> **SUPPLIED DATA**:
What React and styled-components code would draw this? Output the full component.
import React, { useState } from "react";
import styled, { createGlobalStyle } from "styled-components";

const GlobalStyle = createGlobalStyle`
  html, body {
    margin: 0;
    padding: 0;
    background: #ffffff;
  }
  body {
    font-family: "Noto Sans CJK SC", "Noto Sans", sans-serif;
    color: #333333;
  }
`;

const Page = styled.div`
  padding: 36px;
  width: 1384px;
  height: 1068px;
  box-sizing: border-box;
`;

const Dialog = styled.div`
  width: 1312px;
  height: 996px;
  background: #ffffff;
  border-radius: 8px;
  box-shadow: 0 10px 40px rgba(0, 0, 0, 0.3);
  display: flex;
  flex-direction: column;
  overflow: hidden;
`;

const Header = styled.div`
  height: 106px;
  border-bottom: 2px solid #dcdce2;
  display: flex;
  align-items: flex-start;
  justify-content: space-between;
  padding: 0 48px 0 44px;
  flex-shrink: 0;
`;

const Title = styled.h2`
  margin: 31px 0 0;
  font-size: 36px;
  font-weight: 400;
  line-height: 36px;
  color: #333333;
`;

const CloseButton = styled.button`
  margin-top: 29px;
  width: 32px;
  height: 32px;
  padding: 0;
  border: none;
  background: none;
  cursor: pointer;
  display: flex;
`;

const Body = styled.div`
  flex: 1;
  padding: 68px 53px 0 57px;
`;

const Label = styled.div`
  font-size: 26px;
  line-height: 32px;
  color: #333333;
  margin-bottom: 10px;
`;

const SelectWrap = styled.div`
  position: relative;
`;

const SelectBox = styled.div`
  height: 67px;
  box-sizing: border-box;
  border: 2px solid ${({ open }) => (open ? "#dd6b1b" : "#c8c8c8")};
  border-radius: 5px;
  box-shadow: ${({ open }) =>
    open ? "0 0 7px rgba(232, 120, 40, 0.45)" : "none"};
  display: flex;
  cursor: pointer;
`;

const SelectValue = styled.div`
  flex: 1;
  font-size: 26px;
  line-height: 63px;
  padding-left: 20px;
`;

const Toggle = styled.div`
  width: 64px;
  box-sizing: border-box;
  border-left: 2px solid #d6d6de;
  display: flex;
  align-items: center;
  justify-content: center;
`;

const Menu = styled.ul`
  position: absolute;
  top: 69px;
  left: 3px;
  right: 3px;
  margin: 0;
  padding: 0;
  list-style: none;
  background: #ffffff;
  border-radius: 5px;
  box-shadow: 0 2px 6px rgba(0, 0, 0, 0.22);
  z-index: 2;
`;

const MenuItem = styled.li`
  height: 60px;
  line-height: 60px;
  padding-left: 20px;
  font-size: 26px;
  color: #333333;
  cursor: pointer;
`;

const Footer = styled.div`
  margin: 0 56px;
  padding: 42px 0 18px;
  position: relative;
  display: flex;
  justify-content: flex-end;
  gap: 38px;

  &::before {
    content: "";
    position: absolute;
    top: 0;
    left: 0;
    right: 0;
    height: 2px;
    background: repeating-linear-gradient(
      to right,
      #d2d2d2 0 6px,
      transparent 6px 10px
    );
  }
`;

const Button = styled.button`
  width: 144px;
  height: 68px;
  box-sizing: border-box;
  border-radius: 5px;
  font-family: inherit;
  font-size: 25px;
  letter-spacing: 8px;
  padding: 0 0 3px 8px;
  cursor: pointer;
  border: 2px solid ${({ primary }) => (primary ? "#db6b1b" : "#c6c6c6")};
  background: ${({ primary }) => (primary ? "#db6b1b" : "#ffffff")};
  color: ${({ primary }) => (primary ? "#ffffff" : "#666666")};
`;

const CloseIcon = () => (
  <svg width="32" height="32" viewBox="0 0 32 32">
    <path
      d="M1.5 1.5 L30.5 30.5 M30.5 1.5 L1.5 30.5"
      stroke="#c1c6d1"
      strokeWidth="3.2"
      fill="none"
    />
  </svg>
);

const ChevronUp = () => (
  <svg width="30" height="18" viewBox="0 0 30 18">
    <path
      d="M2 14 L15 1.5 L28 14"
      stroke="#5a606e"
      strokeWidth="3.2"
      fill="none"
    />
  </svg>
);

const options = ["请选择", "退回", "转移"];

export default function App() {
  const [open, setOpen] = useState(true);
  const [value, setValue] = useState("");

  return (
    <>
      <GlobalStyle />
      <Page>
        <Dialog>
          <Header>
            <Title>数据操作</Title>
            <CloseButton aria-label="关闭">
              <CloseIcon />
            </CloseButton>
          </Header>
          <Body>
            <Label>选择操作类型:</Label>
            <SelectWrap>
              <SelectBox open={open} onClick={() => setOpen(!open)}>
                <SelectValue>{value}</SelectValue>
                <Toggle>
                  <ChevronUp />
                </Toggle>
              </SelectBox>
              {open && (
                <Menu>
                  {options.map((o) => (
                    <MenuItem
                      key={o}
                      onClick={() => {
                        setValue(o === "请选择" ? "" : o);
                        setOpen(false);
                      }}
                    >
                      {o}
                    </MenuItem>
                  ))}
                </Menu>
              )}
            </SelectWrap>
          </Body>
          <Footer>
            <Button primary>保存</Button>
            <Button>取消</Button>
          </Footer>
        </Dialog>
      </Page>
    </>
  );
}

==

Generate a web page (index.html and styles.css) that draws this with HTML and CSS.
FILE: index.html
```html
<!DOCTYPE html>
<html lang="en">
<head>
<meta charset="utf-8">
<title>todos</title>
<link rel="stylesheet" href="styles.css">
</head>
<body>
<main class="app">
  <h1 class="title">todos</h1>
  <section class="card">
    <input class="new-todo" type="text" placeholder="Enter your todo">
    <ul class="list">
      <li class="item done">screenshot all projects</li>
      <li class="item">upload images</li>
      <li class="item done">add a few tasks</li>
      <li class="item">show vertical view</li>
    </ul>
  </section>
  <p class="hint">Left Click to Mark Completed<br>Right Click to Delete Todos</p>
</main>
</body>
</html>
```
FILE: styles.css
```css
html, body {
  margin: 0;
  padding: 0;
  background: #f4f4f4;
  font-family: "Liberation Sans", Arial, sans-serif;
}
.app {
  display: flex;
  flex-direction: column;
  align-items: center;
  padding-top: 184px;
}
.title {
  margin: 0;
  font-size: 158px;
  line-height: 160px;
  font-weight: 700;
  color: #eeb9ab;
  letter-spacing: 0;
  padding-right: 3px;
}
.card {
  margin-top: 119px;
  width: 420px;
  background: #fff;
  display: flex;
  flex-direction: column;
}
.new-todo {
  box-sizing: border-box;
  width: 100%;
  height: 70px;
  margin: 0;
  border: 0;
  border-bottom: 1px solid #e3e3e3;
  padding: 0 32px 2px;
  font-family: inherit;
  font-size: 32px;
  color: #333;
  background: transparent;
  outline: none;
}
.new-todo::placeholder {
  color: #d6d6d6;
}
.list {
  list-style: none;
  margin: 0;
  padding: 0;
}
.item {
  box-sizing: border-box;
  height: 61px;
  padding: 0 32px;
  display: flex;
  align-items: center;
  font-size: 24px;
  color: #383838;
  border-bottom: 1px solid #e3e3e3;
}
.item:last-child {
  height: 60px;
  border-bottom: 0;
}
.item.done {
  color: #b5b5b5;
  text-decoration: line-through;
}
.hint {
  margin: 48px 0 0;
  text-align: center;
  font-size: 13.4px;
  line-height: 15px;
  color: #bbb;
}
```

...

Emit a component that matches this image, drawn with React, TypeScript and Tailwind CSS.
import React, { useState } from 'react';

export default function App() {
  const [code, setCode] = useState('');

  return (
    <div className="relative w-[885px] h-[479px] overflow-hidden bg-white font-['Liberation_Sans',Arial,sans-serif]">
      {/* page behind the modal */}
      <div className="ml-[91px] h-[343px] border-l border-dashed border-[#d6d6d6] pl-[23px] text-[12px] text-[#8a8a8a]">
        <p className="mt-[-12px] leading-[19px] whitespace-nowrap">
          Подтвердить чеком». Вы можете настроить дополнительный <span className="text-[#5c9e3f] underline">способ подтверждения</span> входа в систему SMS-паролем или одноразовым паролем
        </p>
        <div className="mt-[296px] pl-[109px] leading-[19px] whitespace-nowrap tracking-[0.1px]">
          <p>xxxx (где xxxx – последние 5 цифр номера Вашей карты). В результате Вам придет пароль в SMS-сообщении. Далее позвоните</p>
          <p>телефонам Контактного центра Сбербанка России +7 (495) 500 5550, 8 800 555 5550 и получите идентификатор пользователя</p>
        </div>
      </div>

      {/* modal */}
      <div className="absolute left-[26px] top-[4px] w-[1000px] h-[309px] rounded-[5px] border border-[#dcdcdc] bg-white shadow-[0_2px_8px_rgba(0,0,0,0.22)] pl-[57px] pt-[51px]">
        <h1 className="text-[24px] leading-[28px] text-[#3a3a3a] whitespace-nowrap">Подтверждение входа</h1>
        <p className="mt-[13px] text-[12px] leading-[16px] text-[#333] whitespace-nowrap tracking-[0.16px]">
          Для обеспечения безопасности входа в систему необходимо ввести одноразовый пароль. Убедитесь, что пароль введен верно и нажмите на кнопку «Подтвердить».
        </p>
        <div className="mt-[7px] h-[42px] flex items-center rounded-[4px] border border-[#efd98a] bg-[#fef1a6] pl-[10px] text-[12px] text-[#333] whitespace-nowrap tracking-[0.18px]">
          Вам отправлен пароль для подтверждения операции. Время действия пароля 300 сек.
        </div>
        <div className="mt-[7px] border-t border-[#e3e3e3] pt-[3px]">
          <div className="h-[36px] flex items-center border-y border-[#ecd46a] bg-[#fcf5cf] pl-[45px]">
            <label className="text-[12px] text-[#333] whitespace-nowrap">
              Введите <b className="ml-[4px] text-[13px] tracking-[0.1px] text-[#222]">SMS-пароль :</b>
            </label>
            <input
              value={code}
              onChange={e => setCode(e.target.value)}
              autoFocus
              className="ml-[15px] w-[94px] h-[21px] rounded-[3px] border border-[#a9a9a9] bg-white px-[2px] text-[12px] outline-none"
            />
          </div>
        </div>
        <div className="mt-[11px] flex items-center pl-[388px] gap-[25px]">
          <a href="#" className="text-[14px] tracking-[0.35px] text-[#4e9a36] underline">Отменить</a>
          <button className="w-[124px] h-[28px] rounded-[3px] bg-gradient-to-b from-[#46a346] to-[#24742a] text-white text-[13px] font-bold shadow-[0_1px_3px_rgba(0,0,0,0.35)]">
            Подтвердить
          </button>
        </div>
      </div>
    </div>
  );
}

> **AIM**: Print exactly the lines from the one containing "Emit a component" to the one containing "const [code, setCode] = useState('');", both included, and nothing else.

> **TASK SOLUTION**:
Emit a component that matches this image, drawn with React, TypeScript and Tailwind CSS.
import React, { useState } from 'react';

export default function App() {
  const [code, setCode] = useState('');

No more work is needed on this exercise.